O pacote traz ainda a proposta do agente encoberto, para os casos de tráfico de drogas, lavagem de dinheiro ou venda de armas. Significa que o policial pode postergar um flagrante, mesmo presenciando um crime, em nome de uma futura prisão, que envolva criminosos de maior calibre e provas mais incriminadoras. Às vezes esta presença disfarçada pode implicar em que o policial seja cúmplice em algumas atividades ilegais. E que criminosos sejam induzidos a praticar crimes, no que se convencionou chamar de flagrantes preparados. Numa polícia com elevado grau de ética e integridade, esse expediente já seria arriscado. Não creio que seja admissível em nosso sistema jurídico nem recomendável no país das milícias.

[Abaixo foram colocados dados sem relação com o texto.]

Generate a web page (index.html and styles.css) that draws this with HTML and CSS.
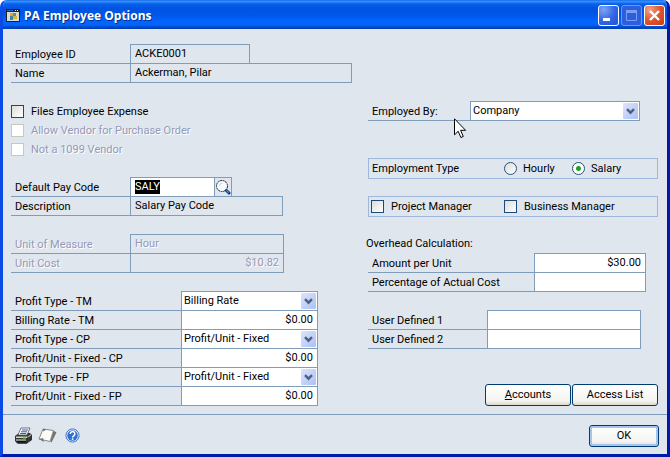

No geral, grande parte das propostas aponta para o endurecimento do cumprimento das penas: execução provisória da condenação após 2º instancia, regime inicial fechado para certos crimes, aumento do tempo de cumprimento de pena antes da progressão, fim das saídas temporárias, criminalização do caixa dois, etc. O pressuposto básico aqui é de que a pena de prisão tem caráter intimidatório sobre o criminoso, o que é apenas parcialmente verdadeiro quando a probabilidade da prisão, como no Brasil, é diminuta. Leis baseadas nos mesmos pressupostos como a lei dos crimes hediondos, parecem ter tipo pouco efeito sobre a criminalidade no país. Será que desta vez o endurecimento penal trará os efeitos desejados, apesar das poucas evidências em favor? O resultado poderá ser o crescimento ainda maior da população prisional. Visando combater o crime organizado, o pacote pode ter o efeito contrário, piorando as condições de cumprimento de pena e aumentando a massa prisional à disposição das facções.

As medidas serão agora discutidas pela sociedade mais ampla e ainda devem ser analisadas tanto pelo Congresso – em tese favorável ao espírito do pacote – quanto pelo judiciário. Muita coisa ainda será arredondada antes de ser aprovada. Mas ele dá o tom de como será a gestão da segurança no governo federal, que começou mal reunificando os ministérios da justiça e segurança e com a edição do decreto flexibilizando a posse de armas.
O pacote tem algumas boas iniciativas, apesar de limitado e no geral revela uma falta de entendimento sobre o problema criminal do país. Como dizia Oliveira Viana, você pode ler todo um capítulo sobre filosofia do movimento diante de uma pedra, que ela não se moverá um milímetro. O crime, igualmente, é pouco afetado pela cominação de penas maiores no código penal. A regulação dos embargos infringentes não vai intimidar ninguém. Melhor começar a pensar com base nos paradigmas da prevenção e da gestão. Pensar em como utilizar melhor os imensos recursos que o superministério tem a sua disposição, e que independem da aprovação do Congresso. Criminólogos não entendem de embargos infringentes. Mas sabem que o controle da criminalidade é um trabalho arduo, de longo prazo, custoso, coletivo. Não existem fórmulas mágicas. Os bachareis, no congresso ou empossados em seus ministérios e secretarias, precisam parar de acreditar no poder mágico das leis.